L’avocat de Mustafa Abdul Rahman admet que le combat juridique sera semé d’embûches mais, a-t-il déclaré à France 24, "ce n’est pas parce que c’est compliqué que c’est impossible". "Nous ne sommes pas complètement naïfs, nous ne nous attendons pas à ce que du jour au lendemain la Syrie reconnaisse une condamnation de Bachar al-Assad". "C’est déjà un miracle d’avoir réussi à déposer cette plainte", estime Me Joseph Breham.

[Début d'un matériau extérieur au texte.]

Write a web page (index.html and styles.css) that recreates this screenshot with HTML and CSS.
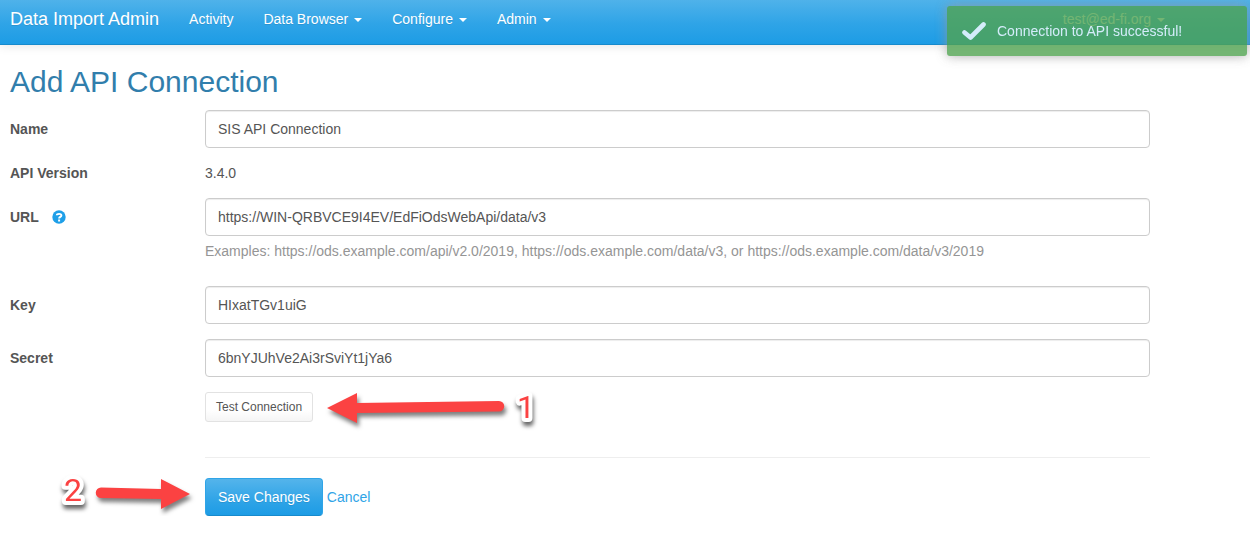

Si le dossier est prêt depuis 6 mois, les avocats français ont attendu un arrêt inédit rendu par la Cour d'appel de Paris le 10 juin dans une autre affaire – franco-marocaine – gérée dans le même cabinet pour se lancer. Cet décision pourrait faire jurisprudence en faveur du cas du frère de Mustafa Abdul Rahman. Il permet de reconnaître que les proches français de victimes de disparitions forcées peuvent être considérés comme victimes directes. "La Cour européenne des droits de l’Homme reconnaît déjà que les proches de victimes de disparition peuvent souffrir d’angoisses et de séquelles psychologiques fortes et donc être recevables à déposer plainte. La France va également en ce sens avec cette décision de justice" se réjouit Me Joseph Breham.

Reste que l’arrêt en question demeure fragile, le parquet ayant décidé de se pourvoir en cassation. Par effet domino, la recevabilité de la plainte de Mustafa Abdul Rahman pourrait en pâtir.

Reconnaître un crime de guerre sans dépendre de la CPI

"Il faut faire évoluer le droit", a déclaré dans le JDD Me Ingrid Metton, qui défend également Mustafa Abdul Rahman aux côtés de Me Breham. Une position partagée par la juriste Céline Bardet qui estime que la France est en retard sur les questions de crimes de guerre. "Il faut qu’on arrive à détacher cette notion de crime de guerre de la CPI" déclare-t-elle. "Ce n’est pas parce qu’un cas ne peut être jugé à La Haye qu’il n’y a pas de crime de guerre", insiste-elle.

Dans le cas des frères Rahman, une condamnation française agirait "comme une épine dans le pied" des actuels dirigeants syriens, d’après l’avocat de Mustafa Abdul Rahman."Si la plainte aboutit, et si Bachar al-Assad est réintégré dans le concert des Nations, il en entendra parler, et souvent ! À chaque déplacement en France ou dans un pays qui a signé des accords avec la France". En revanche, protégé par son immunité diplomatique, le président syrien ne risquera pas d’être arrêté.

La diplomatie dans l’embarras

Côté diplomatique, "cette plainte imposera aux politiques d'assumer leur choix :  celui de réintégrer un assassin au motif que Daech, c'est pire", explique Joseph Breham. "L’ouverture d’une instruction judiciaire, sans même parler de condamnation, placerait la diplomatie française dans une position embarrassante", selon Céline Bardet. D’autant que d’autres dossiers de victimes françaises collatérales sont dans les tiroirs des cabinets d’avocats français, selon elle.

En septembre 2015, la justice française avait examiné une autre affaire de crime de guerre en Syrie : une enquête préliminaire pour crimes contre l'humanité avait été ouverte à partir du témoignage d'un ancien photographe de la police militaire après un signalement du Quai d'Orsay. Le dossier s’appuyait alors sur les pièces apportées par ce photographe au pseudonyme de "Cesar", qui s'était enfui de Syrie en 2013, en emportant 55 000 photographies effroyables de corps torturés.

Dans cette affaire au fort impact médiatique, les photographies sont toujours en cours d’identification pour savoir si elles concernent d’éventuelles victimes françaises, cela risque d’être long, laborieux et pourrait ne jamais aboutir sur une plainte française. Pour Céline Bardet, le cas du frère de Mustafa Abdul Rahman a davantage de chance d’aboutir car il est "moins politique" et "plus construit juridiquement".